▶ **Given instruction**: Take the line containing "Convert this table" as the first line and the line containing "import React from" as the last, and output that span verbatim without any images.

▶ **Record set**:
----------------

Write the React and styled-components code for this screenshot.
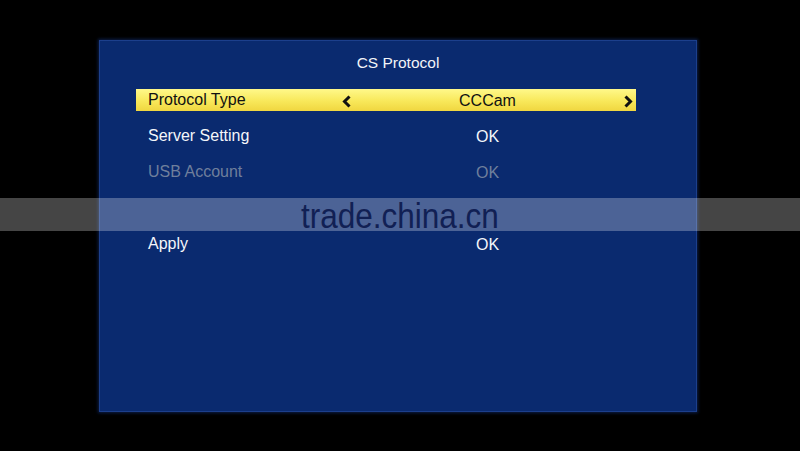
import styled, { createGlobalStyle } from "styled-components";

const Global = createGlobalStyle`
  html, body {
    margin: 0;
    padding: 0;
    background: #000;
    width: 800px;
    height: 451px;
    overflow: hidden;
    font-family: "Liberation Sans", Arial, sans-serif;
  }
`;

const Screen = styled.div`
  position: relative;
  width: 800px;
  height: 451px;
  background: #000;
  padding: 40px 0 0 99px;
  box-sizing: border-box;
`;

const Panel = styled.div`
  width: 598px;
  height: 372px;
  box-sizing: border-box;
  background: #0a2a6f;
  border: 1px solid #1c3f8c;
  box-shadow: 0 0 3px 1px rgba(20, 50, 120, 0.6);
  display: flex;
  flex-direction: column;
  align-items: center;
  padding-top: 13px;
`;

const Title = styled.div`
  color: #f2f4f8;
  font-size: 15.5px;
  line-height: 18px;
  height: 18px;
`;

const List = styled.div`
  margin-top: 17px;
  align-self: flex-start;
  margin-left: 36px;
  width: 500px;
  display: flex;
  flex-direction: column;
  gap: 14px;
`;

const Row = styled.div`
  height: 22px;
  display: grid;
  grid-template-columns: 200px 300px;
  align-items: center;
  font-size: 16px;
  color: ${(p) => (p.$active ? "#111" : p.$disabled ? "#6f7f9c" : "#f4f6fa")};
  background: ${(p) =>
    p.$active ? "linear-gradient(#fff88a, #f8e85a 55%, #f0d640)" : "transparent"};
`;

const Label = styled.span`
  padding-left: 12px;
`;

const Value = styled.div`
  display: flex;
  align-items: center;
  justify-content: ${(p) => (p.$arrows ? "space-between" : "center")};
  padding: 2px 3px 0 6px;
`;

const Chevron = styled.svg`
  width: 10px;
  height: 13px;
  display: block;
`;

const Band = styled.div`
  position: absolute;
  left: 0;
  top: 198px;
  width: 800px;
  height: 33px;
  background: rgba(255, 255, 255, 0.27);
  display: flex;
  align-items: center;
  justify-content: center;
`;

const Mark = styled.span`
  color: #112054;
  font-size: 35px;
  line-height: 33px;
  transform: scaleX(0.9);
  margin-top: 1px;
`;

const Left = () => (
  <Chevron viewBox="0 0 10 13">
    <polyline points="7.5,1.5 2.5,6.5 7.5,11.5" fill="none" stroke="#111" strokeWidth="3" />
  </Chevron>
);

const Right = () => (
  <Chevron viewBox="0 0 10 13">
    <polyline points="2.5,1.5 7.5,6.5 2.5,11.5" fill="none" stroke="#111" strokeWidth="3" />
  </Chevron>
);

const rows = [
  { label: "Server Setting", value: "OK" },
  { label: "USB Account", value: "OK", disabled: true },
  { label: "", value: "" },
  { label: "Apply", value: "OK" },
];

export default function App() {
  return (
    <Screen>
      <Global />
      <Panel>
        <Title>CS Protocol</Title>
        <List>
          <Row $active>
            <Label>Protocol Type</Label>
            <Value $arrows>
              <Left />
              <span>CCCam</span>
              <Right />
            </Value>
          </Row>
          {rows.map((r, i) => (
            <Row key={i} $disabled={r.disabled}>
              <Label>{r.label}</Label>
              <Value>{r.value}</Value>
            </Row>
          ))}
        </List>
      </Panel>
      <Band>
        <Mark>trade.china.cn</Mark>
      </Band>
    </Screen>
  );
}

----------------

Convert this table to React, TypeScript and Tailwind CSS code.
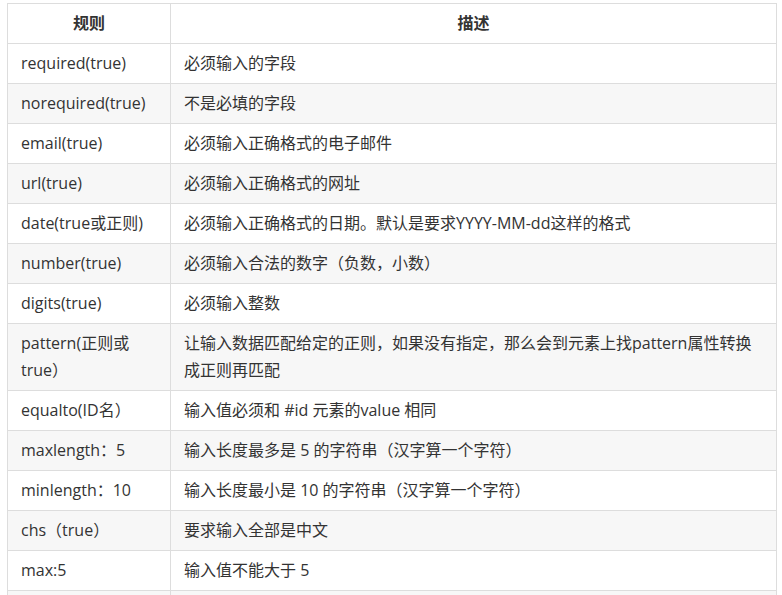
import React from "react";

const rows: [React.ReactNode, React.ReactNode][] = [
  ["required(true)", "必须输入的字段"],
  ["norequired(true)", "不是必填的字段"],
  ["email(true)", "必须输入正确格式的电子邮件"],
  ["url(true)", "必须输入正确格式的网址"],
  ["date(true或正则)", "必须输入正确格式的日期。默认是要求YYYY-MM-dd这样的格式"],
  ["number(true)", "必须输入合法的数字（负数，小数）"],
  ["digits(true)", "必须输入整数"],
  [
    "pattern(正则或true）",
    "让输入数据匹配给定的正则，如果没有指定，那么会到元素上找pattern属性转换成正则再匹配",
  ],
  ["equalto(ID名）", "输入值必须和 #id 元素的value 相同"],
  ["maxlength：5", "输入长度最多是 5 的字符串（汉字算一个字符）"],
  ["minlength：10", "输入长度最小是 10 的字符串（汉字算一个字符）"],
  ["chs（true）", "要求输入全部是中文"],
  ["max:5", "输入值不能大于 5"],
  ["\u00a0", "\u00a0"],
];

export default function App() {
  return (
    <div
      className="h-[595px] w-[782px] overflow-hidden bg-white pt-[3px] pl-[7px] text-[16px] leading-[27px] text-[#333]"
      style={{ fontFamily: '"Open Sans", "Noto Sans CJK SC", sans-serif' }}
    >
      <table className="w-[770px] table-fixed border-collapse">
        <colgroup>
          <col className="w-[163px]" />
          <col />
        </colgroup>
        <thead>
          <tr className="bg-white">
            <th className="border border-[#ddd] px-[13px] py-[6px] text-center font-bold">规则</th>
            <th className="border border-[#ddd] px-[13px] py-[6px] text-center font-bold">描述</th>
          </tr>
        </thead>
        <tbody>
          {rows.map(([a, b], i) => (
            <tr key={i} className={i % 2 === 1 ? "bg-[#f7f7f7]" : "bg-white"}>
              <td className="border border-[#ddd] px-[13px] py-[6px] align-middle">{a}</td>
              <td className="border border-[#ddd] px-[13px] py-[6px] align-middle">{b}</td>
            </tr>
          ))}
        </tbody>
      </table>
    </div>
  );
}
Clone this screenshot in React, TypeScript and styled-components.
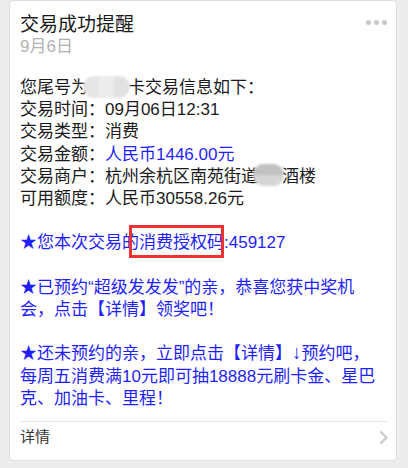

----------------

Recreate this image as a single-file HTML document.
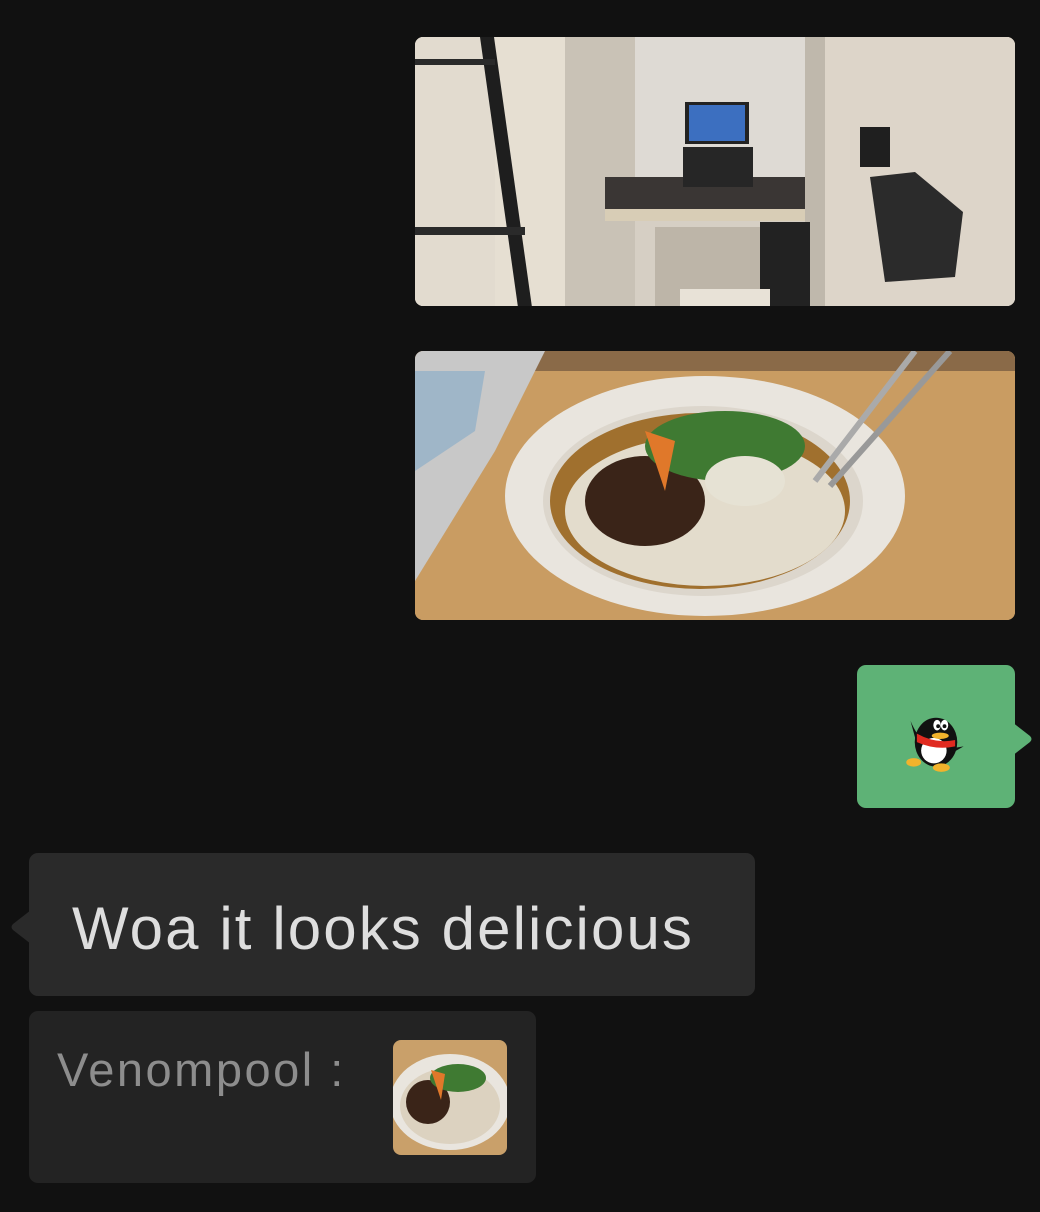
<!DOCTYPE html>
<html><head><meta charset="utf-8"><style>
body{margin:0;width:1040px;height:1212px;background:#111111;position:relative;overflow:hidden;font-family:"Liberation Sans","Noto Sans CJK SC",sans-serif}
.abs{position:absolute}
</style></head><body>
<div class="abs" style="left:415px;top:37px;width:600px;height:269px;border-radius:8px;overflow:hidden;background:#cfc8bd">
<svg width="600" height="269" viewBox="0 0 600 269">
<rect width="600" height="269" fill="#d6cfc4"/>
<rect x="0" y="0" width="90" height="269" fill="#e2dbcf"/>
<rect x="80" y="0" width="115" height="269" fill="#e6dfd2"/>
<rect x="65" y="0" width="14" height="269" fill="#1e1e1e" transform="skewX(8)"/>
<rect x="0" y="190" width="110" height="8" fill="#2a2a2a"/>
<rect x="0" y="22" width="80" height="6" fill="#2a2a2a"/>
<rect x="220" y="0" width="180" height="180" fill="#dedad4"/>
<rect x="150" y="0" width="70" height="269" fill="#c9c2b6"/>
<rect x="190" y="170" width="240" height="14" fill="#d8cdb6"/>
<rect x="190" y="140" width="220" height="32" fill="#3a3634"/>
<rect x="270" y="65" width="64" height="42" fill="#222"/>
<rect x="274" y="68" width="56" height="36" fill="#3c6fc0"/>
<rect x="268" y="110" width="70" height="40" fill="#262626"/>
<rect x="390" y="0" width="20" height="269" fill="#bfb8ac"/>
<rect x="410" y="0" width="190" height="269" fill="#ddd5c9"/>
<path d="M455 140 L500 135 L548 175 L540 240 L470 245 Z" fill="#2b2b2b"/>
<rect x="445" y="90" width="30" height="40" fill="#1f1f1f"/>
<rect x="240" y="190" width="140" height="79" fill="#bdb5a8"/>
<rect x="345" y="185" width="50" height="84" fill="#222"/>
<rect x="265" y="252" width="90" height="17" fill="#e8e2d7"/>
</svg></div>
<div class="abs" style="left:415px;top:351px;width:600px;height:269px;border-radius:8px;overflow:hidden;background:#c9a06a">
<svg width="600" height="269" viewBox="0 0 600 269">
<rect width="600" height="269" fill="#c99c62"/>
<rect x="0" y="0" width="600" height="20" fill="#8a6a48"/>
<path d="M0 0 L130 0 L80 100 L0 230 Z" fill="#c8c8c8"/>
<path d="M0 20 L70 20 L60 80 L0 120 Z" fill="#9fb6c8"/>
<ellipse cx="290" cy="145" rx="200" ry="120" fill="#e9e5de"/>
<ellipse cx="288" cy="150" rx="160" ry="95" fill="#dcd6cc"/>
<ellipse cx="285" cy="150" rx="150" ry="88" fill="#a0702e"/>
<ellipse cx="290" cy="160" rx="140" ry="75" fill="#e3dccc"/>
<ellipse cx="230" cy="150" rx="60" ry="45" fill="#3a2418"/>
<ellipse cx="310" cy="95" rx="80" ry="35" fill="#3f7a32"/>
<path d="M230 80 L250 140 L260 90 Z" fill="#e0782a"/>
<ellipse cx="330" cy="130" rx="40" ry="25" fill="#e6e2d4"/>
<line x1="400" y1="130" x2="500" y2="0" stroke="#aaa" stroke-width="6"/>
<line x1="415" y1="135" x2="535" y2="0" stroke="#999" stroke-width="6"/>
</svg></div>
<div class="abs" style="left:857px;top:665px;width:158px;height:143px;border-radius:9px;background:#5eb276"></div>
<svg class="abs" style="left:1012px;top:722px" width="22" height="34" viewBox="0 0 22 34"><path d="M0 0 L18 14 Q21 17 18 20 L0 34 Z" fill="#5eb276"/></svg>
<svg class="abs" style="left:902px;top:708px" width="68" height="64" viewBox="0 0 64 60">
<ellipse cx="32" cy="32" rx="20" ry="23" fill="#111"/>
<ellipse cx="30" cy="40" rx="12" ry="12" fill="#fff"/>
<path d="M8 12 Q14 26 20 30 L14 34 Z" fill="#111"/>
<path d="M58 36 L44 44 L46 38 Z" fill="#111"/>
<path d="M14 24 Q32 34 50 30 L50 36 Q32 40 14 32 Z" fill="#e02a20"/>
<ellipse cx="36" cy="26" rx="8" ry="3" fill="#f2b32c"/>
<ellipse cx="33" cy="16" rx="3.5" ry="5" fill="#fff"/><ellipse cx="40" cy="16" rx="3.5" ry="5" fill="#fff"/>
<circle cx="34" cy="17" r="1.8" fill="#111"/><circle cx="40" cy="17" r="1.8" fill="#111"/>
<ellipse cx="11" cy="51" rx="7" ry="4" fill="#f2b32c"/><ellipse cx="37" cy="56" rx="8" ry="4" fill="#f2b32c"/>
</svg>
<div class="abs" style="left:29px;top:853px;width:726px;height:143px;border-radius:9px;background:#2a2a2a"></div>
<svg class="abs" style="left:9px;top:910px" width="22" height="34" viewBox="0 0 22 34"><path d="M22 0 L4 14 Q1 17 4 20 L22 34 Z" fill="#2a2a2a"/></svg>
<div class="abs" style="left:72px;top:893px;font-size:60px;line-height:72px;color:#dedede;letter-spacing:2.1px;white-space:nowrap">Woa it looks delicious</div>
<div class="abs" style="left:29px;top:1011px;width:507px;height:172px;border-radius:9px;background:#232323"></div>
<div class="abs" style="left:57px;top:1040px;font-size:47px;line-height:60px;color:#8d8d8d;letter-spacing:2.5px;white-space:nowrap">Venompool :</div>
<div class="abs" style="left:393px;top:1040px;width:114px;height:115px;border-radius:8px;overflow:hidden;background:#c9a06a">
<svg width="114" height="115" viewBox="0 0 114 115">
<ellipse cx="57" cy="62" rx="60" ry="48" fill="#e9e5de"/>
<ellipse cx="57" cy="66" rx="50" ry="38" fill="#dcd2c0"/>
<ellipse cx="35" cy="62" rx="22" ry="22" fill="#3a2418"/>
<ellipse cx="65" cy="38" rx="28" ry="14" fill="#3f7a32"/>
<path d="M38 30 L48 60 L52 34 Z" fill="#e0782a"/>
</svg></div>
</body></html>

----------------

▶ **Exercise result**:
Convert this table to React, TypeScript and Tailwind CSS code.
import React from "react";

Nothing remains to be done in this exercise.